═════ Data segment

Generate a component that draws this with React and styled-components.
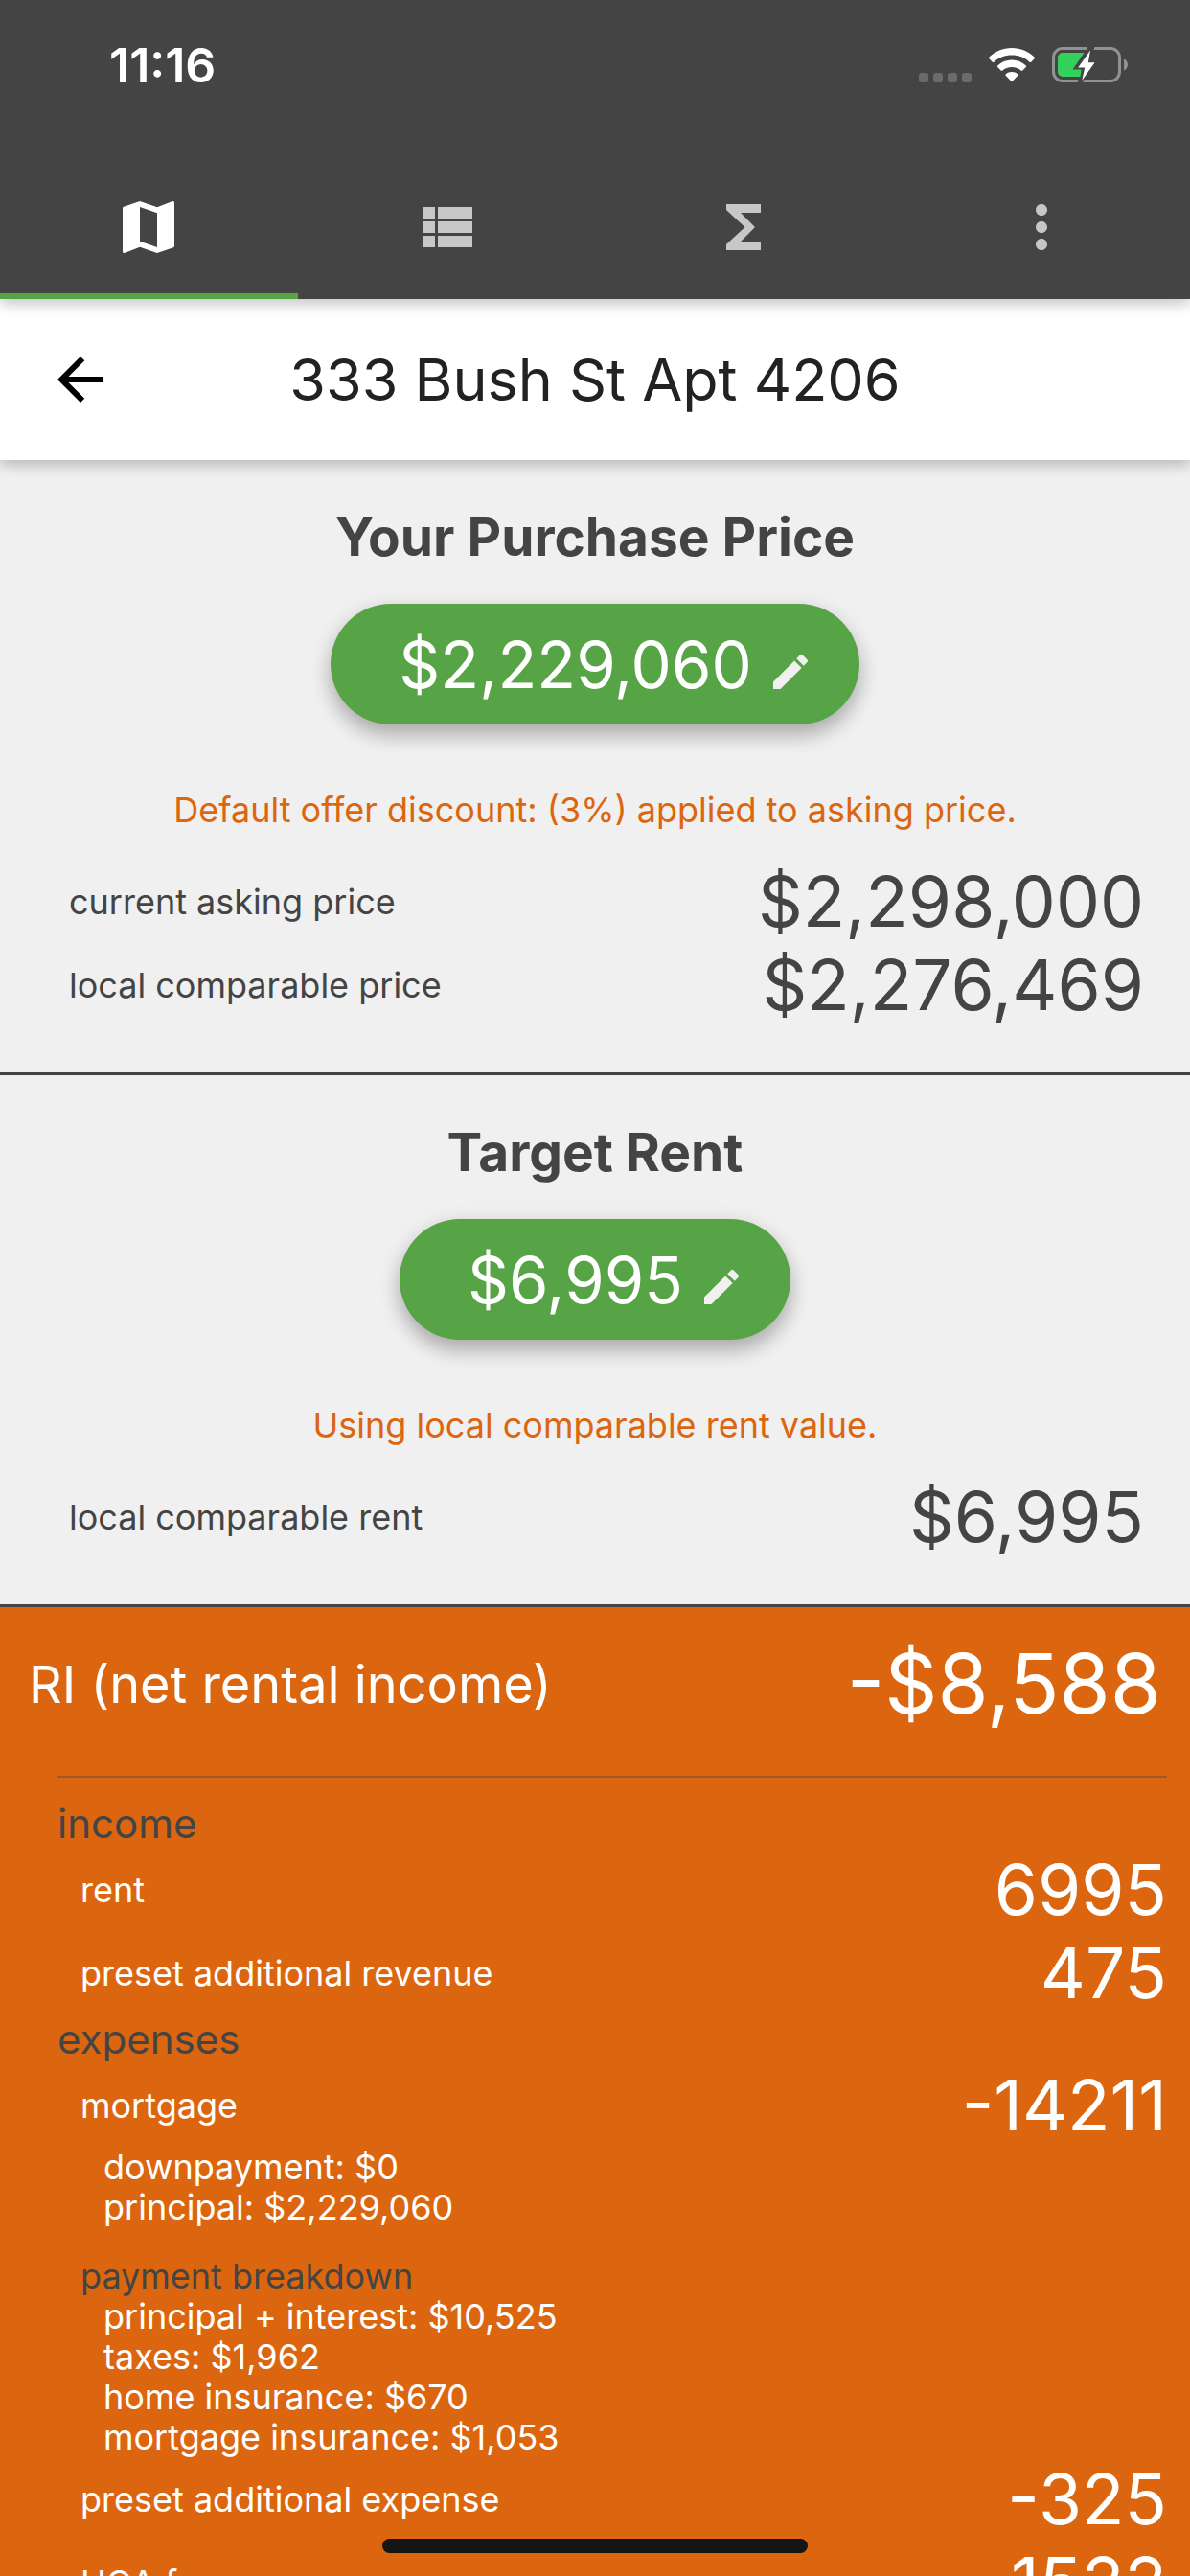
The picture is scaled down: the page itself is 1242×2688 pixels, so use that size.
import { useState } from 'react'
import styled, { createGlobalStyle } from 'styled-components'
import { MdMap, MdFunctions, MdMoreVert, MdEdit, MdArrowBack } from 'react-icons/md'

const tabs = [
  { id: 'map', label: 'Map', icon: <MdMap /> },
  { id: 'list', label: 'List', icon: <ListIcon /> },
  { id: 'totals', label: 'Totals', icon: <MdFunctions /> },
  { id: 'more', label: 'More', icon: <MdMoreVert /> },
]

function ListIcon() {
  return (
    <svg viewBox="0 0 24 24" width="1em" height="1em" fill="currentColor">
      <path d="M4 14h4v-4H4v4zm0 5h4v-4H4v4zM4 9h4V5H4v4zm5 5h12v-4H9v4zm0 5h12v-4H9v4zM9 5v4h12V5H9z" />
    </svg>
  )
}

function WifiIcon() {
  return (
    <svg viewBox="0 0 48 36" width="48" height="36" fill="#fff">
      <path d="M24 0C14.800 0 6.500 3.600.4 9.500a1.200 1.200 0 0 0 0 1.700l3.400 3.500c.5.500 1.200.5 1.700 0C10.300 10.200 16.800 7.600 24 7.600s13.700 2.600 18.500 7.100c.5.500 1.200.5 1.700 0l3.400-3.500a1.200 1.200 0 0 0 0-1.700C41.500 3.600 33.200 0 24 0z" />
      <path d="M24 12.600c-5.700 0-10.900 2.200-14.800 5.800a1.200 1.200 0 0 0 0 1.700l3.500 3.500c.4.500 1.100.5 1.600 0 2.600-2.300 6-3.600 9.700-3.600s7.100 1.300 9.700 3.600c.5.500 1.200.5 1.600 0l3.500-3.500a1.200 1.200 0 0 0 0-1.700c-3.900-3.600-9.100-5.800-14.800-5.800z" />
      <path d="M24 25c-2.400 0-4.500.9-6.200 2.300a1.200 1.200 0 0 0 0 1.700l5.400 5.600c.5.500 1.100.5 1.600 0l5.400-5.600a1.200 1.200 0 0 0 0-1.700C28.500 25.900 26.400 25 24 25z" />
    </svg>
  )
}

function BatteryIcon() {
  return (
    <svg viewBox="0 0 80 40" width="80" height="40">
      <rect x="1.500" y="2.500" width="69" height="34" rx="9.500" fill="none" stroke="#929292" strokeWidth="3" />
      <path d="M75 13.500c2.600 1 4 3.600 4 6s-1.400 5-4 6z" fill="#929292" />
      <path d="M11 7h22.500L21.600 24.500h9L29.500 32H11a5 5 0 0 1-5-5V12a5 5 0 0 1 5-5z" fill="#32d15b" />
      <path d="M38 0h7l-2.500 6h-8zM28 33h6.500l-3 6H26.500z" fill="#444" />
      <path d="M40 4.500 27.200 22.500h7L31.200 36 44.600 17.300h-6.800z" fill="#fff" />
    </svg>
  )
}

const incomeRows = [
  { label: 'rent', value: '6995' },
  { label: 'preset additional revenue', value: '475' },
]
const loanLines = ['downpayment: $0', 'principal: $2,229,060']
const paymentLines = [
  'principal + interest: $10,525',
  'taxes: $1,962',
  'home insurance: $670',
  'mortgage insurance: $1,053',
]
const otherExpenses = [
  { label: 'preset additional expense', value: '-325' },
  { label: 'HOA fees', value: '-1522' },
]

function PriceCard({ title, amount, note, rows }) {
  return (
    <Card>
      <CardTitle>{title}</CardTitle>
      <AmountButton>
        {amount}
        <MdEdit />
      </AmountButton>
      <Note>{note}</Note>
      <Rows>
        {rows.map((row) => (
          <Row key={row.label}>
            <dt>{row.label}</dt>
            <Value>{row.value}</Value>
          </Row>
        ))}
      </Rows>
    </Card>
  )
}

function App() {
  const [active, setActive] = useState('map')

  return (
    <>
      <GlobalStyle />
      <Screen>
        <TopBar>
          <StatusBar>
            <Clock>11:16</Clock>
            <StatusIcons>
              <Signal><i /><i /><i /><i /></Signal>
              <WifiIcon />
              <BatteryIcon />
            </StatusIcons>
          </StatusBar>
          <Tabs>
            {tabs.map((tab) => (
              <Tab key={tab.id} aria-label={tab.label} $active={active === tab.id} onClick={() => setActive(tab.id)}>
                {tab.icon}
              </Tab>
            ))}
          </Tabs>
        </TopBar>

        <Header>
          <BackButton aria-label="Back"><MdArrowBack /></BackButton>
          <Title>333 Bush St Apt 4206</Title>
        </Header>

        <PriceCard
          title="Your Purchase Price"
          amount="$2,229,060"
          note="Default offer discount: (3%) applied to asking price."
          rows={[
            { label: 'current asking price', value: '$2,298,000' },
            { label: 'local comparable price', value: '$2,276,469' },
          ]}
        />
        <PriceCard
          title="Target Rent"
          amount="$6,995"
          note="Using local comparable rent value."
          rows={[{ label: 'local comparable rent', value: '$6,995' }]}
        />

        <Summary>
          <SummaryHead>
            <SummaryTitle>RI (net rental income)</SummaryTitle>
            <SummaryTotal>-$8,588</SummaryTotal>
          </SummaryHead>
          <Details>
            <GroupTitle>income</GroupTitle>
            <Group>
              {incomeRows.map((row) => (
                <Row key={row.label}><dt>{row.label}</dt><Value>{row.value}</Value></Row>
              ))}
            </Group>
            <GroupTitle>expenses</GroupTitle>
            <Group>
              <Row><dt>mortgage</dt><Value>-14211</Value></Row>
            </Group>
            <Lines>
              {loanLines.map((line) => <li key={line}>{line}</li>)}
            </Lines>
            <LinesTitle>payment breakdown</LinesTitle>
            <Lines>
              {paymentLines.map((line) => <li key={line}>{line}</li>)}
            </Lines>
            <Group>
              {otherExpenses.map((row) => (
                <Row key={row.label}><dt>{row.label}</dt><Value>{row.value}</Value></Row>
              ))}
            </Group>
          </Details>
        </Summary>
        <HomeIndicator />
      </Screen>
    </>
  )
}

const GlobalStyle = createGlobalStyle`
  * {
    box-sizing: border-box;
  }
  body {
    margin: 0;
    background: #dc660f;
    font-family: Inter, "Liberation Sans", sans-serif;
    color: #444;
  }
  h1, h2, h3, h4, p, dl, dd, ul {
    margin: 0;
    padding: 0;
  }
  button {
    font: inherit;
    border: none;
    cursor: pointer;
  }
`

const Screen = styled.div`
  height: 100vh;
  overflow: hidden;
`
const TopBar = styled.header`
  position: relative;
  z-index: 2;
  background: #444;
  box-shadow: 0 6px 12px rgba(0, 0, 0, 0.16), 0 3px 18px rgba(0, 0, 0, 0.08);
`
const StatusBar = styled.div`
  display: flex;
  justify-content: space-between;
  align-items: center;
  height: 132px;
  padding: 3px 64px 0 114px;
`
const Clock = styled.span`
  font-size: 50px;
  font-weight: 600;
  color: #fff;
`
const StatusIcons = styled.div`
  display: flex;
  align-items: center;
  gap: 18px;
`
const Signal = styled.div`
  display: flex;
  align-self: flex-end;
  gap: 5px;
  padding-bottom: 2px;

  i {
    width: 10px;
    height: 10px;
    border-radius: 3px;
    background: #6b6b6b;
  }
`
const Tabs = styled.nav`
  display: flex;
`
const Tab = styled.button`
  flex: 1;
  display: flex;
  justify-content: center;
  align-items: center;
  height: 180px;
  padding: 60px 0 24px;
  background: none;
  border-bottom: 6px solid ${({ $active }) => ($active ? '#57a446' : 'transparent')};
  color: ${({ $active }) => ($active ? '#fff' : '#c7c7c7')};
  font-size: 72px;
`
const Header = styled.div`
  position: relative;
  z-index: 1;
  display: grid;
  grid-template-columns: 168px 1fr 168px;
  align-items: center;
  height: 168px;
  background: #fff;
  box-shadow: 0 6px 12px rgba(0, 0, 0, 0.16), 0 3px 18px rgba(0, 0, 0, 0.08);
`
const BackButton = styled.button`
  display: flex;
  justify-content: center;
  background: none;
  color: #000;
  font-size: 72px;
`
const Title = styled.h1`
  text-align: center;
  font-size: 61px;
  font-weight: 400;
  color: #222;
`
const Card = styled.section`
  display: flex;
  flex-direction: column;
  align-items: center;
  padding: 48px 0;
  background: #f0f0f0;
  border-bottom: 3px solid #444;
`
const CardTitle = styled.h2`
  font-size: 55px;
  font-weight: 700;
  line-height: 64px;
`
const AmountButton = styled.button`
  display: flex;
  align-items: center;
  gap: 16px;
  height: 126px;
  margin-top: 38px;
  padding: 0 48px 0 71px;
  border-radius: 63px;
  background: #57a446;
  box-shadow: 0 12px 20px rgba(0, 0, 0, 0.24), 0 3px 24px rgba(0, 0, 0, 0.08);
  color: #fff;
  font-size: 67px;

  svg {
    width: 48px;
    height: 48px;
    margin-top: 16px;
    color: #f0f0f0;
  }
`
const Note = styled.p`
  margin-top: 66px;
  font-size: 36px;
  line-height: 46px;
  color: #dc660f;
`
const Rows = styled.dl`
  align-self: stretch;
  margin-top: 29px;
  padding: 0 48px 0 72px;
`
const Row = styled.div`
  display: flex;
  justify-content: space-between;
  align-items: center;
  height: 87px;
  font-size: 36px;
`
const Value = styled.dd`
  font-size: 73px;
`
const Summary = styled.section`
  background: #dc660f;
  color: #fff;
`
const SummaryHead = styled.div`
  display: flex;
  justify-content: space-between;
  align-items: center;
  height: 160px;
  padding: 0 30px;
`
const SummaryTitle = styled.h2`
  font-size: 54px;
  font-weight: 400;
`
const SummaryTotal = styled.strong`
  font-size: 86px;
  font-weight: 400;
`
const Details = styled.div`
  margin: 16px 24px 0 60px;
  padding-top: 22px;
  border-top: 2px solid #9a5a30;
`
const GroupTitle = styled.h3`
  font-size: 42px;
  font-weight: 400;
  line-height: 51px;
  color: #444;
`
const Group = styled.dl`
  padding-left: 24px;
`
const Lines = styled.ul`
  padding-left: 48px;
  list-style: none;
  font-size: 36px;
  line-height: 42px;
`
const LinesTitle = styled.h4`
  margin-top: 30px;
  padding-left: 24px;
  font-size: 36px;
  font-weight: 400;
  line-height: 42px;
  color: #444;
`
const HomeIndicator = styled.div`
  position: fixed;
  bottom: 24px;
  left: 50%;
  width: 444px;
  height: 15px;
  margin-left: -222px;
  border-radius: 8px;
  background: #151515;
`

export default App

══════════

[Brief]
Which lines contain "that"? Copy each of them out.

[Finished task]
Generate a component that draws this with React and styled-components.
The picture is scaled down: the page itself is 1242×2688 pixels, so use that size.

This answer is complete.